Whether the element of fatality should be introduced into the material order of things, or whether God willed to make different kinds of men so that He imposed special burdens of race on some, withholding from them a capacity for certain feelings, for certain thoughts, for certain habits, for certain qualities -- all this has nothing to do with my own concern with the practical consequences of these philosophical doctrines. The consequence of both theories is that of a vast limitation, if not a complete abolition, of human liberty. Thus I confess that after having read your book I remain, as before, opposed in the extreme to your doctrine. I believe that they are probably quite false; I know that they are certainly very pernicious. Surely among the different families which compose the human race there exist certain tendencies, certain proper aptitudes resulting from thousands of different causes. But that these tendencies, that these capacities should be insuperable has not only never been proved but no one will ever be able to prove it since to do so one would need to know not only the past but also the future. I am sure that Julius Caesar, had he had the time, would have willingly written a book to prove that the savages he had met in Britain did not belong to the same race as the Romans, and that the latter were destined thus by nature to rule the world while the former were destined to vegetate in one of its corners. If your doctrine were to relate merely to the externally recognizable differences of human families and through these enduring characteristics assign them to differences in creation, it would still be far from convincing to me but at least it would be less fantastic and easier to understand. But when one applies it within one of these great families, for example, within the white race, then the thread of reasoning becomes entangled and loses itself. What, in this whole world, is more difficult to find than the place, the time, and the composite elements that produced men who by now possess no visible traces of their mixed origins? Those events took place in remote and barbaric times, leaving us nothing but vague myths or written fragments.
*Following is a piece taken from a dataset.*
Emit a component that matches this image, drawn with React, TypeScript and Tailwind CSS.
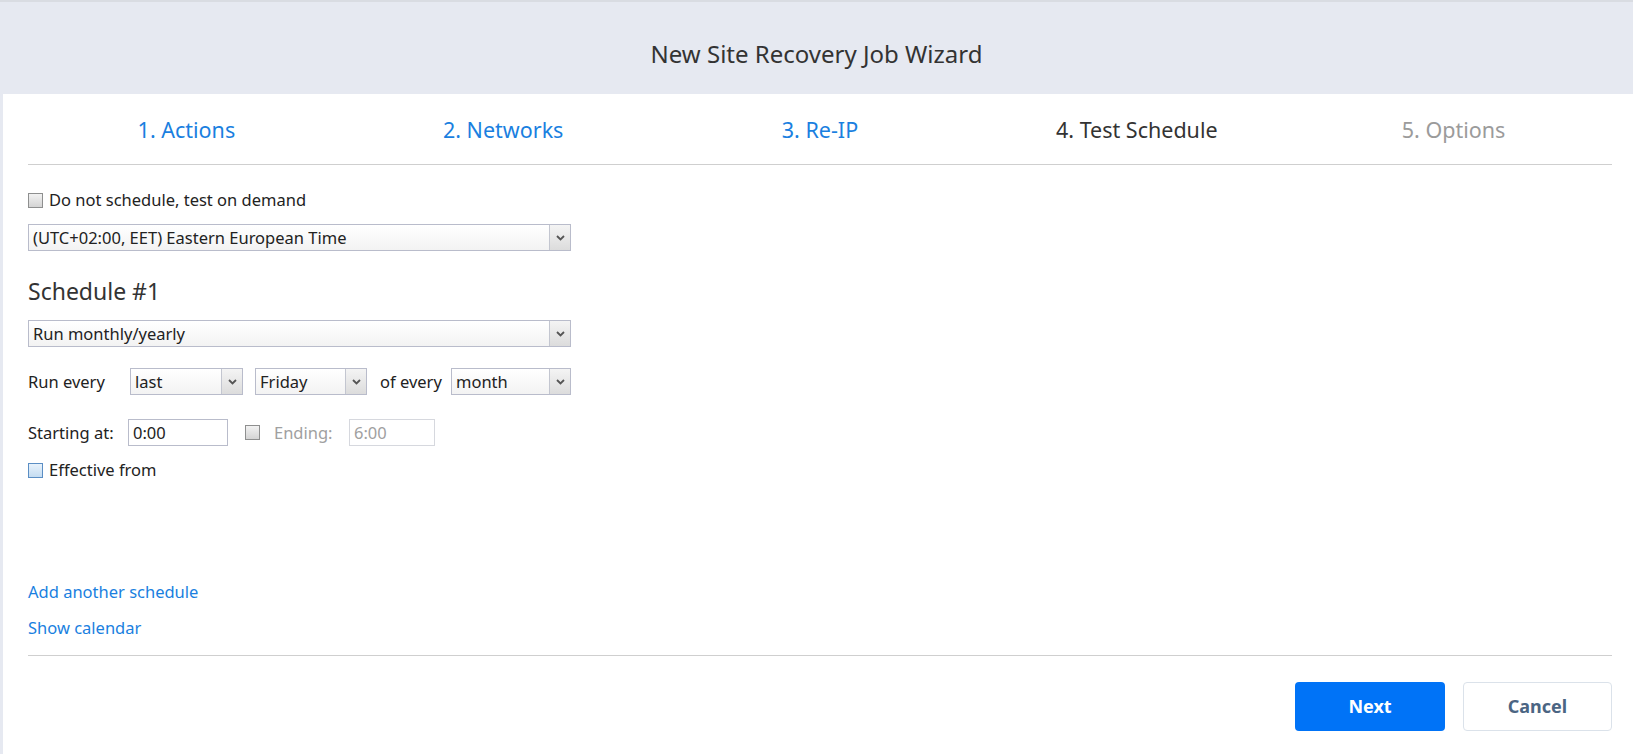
import React from 'react';

const font = { fontFamily: '"Noto Sans", "Open Sans", Arial, sans-serif' };

function Arrow() {
  return (
    <div className="flex h-full w-[21px] shrink-0 items-center justify-center border-l border-[#c3c6d0] bg-gradient-to-b from-[#f4f4f4] to-[#dcdcdc]">
      <svg width="9" height="6" viewBox="0 0 9 6">
        <path d="M1 1 L4.5 4.5 L8 1" fill="none" stroke="#555" strokeWidth="1.8" />
      </svg>
    </div>
  );
}

function Select({ value, className }: { value: string; className: string }) {
  return (
    <div className={`flex h-[27px] items-stretch border border-[#b9bccb] bg-gradient-to-b from-white to-[#f3f3f3] ${className}`}>
      <div className="flex flex-1 items-center pl-[4px] text-[#222]">{value}</div>
      <Arrow />
    </div>
  );
}

function Checkbox({ blue = false }: { blue?: boolean }) {
  return (
    <span
      className={`inline-block h-[15px] w-[15px] shrink-0 border ${
        blue ? 'border-[#5b8ec4] bg-gradient-to-b from-[#e8f2fb] to-[#c4dcf1]' : 'border-[#8e8f8f] bg-gradient-to-b from-[#f2f2f2] to-[#d4d4d4]'
      }`}
    />
  );
}

export default function App() {
  const tabs = [
    { label: '1. Actions', cls: 'text-[#1a7fe0]' },
    { label: '2. Networks', cls: 'text-[#1a7fe0]' },
    { label: '3. Re-IP', cls: 'text-[#1a7fe0]' },
    { label: '4. Test Schedule', cls: 'text-[#333]' },
    { label: '5. Options', cls: 'text-[#9b9b9b]' },
  ];

  return (
    <div className="flex h-[754px] w-[1633px] flex-col overflow-hidden bg-[#e6e9f1]" style={font}>
      {/* header */}
      <div className="flex h-[94px] shrink-0 items-center justify-center border-t-2 border-[#d9dce2] pt-[12px] text-[24px] text-[#333]">
        New Site Recovery Job Wizard
      </div>

      <div className="ml-[3px] flex flex-1 flex-col bg-white pl-[25px] pr-[21px]">
        {/* tabs */}
        <div className="grid h-[71px] grid-cols-5 items-center border-b border-[#cfcfcf] pt-[2px] text-[21.5px]">
          {tabs.map((t) => (
            <div key={t.label} className={`text-center ${t.cls}`}>
              {t.label}
            </div>
          ))}
        </div>

        {/* form */}
        <div className="flex flex-col text-[16.5px] leading-[22px] text-[#222]">
          <label className="mt-[24px] flex items-center gap-[6px]">
            <Checkbox />
            Do not schedule, test on demand
          </label>

          <Select value="(UTC+02:00, EET) Eastern European Time" className="mt-[13px] w-[543px]" />

          <div className="mt-[25px] text-[23px] leading-[30px] text-[#333]">Schedule #1</div>

          <Select value="Run monthly/yearly" className="mt-[14px] w-[543px]" />

          <div className="mt-[21px] flex h-[27px] items-center">
            <span className="w-[102px]">Run every</span>
            <Select value="last" className="w-[113px]" />
            <Select value="Friday" className="ml-[12px] w-[112px]" />
            <span className="ml-[13px] w-[71px]">of every</span>
            <Select value="month" className="w-[120px]" />
          </div>

          <div className="mt-[24px] flex h-[27px] items-center">
            <span className="w-[100px]">Starting at:</span>
            <div className="flex h-[27px] w-[100px] items-center border border-[#b9bccb] pl-[4px]">0:00</div>
            <span className="ml-[17px] flex">
              <Checkbox />
            </span>
            <span className="ml-[14px] w-[75px] text-[#a0a0a0]">Ending:</span>
            <div className="flex h-[27px] w-[86px] items-center border border-[#d6d8de] pl-[4px] text-[#a0a0a0]">6:00</div>
          </div>

          <label className="mt-[13px] flex items-center gap-[6px]">
            <Checkbox blue />
            Effective from
          </label>

          <a className="mt-[100px] w-fit text-[#1a7fe0]">Add another schedule</a>
          <a className="mt-[14px] w-fit text-[#1a7fe0]">Show calendar</a>
        </div>

        <div className="mt-[16px] border-b border-[#cfcfcf]" />

        <div className="mt-[26px] flex justify-end gap-[18px]">
          <button className="h-[49px] w-[150px] rounded-[4px] bg-[#0073f7] text-[18px] font-bold text-white">Next</button>
          <button className="h-[49px] w-[149px] rounded-[4px] border border-[#dbe2ea] bg-white text-[18px] font-bold text-[#4b6583]">
            Cancel
          </button>
        </div>
      </div>
    </div>
  );
}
Do you really believe that by tracing the destiny of peoples along these lines you can truly clarify history? And that our knowledge about humans becomes more certain as we abandon the practice followed since the beginning of time by the many great minds who have searched to find the cause of human events in the influence of certain men, of certain emotions, of certain thoughts, and of certain beliefs? If only your doctrine, without being better established than theirs, could serve mankind better! But evidently the contrary is true. What purpose does it serve to persuade lesser peoples living in abject conditions of barbarism or slavery that, such being their racial nature, they can do nothing to better themselves, to change their habits, or to ameliorate their status? Don't you see how inherent in your doctrine are all the evils produced by permanent inequality: pride, violence, the scorn of one's fellow men, tyranny and abjection in every one of their forms? How can you speak to me, my dear friend, about distinctions between the qualities that make moral truths operative and what you call social attitude? What difference is there between the two? After, for some time, one has observed the way in which public affairs are conducted, do you think one can avoid the impression that their effects are the results of the same causes which make for success in private life; that courage, energy, honesty, farsightedness, and common sense are the real reasons behind the prosperity of empires as well as behind the prosperity of private families; and that, in one word, the destiny of men, whether of individuals or of nations, depends on what they want to be?